Task objective: All of the lines below are to be transcribed faithfully, with pictures excluded from the copy.

------------------------

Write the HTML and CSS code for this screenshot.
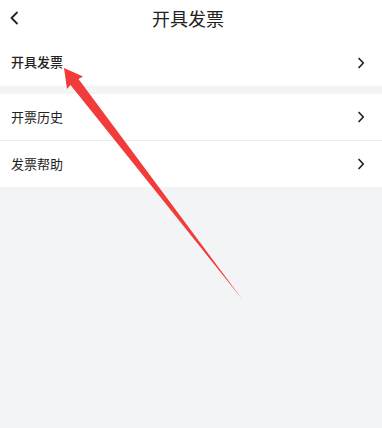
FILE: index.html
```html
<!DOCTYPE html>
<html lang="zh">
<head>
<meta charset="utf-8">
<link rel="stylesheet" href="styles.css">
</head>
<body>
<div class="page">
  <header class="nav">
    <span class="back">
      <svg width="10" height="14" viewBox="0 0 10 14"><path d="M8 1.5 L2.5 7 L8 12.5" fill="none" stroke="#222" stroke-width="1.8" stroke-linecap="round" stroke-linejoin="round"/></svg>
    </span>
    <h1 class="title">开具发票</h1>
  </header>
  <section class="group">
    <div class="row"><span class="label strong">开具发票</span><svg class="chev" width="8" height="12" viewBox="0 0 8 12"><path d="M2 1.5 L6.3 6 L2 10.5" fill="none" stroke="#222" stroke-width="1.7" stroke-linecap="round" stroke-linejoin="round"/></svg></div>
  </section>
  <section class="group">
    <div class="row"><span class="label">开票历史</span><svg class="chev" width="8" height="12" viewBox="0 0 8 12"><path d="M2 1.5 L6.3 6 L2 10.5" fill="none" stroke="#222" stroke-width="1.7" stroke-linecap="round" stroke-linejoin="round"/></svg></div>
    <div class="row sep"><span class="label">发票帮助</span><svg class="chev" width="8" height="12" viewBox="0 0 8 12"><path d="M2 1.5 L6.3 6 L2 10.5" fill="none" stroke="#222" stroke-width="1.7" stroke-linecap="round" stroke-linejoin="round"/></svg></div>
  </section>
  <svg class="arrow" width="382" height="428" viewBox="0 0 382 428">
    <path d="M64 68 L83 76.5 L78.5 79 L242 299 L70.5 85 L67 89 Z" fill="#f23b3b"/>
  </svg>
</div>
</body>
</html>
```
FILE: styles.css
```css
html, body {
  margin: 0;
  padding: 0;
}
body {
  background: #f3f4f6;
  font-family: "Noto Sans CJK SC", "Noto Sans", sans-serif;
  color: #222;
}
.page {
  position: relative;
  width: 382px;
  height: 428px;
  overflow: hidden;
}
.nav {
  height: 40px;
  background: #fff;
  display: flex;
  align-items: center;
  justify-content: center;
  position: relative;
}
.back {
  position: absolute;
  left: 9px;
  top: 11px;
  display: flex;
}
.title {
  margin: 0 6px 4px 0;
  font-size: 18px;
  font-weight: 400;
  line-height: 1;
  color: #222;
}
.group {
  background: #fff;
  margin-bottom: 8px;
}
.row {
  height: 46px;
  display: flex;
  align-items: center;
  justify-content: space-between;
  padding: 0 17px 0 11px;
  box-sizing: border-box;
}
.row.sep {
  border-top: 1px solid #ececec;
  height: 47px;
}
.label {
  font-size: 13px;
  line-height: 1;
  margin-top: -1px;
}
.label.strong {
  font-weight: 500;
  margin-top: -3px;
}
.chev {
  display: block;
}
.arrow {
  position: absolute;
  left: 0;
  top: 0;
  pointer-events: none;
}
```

------------------------

Output below:
Write the HTML and CSS code for this screenshot.
FILE: index.html
```html
<!DOCTYPE html>
<html lang="zh">
<head>
<meta charset="utf-8">
<link rel="stylesheet" href="styles.css">
</head>
<body>
<div class="page">
  <header class="nav">
    <span class="back">
      <svg width="10" height="14" viewBox="0 0 10 14"><path d="M8 1.5 L2.5 7 L8 12.5" fill="none" stroke="#222" stroke-width="1.8" stroke-linecap="round" stroke-linejoin="round"/></svg>
    </span>
    <h1 class="title">开具发票</h1>
  </header>
  <section class="group">
    <div class="row"><span class="label strong">开具发票</span><svg class="chev" width="8" height="12" viewBox="0 0 8 12"><path d="M2 1.5 L6.3 6 L2 10.5" fill="none" stroke="#222" stroke-width="1.7" stroke-linecap="round" stroke-linejoin="round"/></svg></div>
  </section>
  <section class="group">
    <div class="row"><span class="label">开票历史</span><svg class="chev" width="8" height="12" viewBox="0 0 8 12"><path d="M2 1.5 L6.3 6 L2 10.5" fill="none" stroke="#222" stroke-width="1.7" stroke-linecap="round" stroke-linejoin="round"/></svg></div>
    <div class="row sep"><span class="label">发票帮助</span><svg class="chev" width="8" height="12" viewBox="0 0 8 12"><path d="M2 1.5 L6.3 6 L2 10.5" fill="none" stroke="#222" stroke-width="1.7" stroke-linecap="round" stroke-linejoin="round"/></svg></div>
  </section>
  <svg class="arrow" width="382" height="428" viewBox="0 0 382 428">
    <path d="M64 68 L83 76.5 L78.5 79 L242 299 L70.5 85 L67 89 Z" fill="#f23b3b"/>
  </svg>
</div>
</body>
</html>
```
FILE: styles.css
```css
html, body {
  margin: 0;
  padding: 0;
}
body {
  background: #f3f4f6;
  font-family: "Noto Sans CJK SC", "Noto Sans", sans-serif;
  color: #222;
}
.page {
  position: relative;
  width: 382px;
  height: 428px;
  overflow: hidden;
}
.nav {
  height: 40px;
  background: #fff;
  display: flex;
  align-items: center;
  justify-content: center;
  position: relative;
}
.back {
  position: absolute;
  left: 9px;
  top: 11px;
  display: flex;
}
.title {
  margin: 0 6px 4px 0;
  font-size: 18px;
  font-weight: 400;
  line-height: 1;
  color: #222;
}
.group {
  background: #fff;
  margin-bottom: 8px;
}
.row {
  height: 46px;
  display: flex;
  align-items: center;
  justify-content: space-between;
  padding: 0 17px 0 11px;
  box-sizing: border-box;
}
.row.sep {
  border-top: 1px solid #ececec;
  height: 47px;
}
.label {
  font-size: 13px;
  line-height: 1;
  margin-top: -1px;
}
.label.strong {
  font-weight: 500;
  margin-top: -3px;
}
.chev {
  display: block;
}
.arrow {
  position: absolute;
  left: 0;
  top: 0;
  pointer-events: none;
}
```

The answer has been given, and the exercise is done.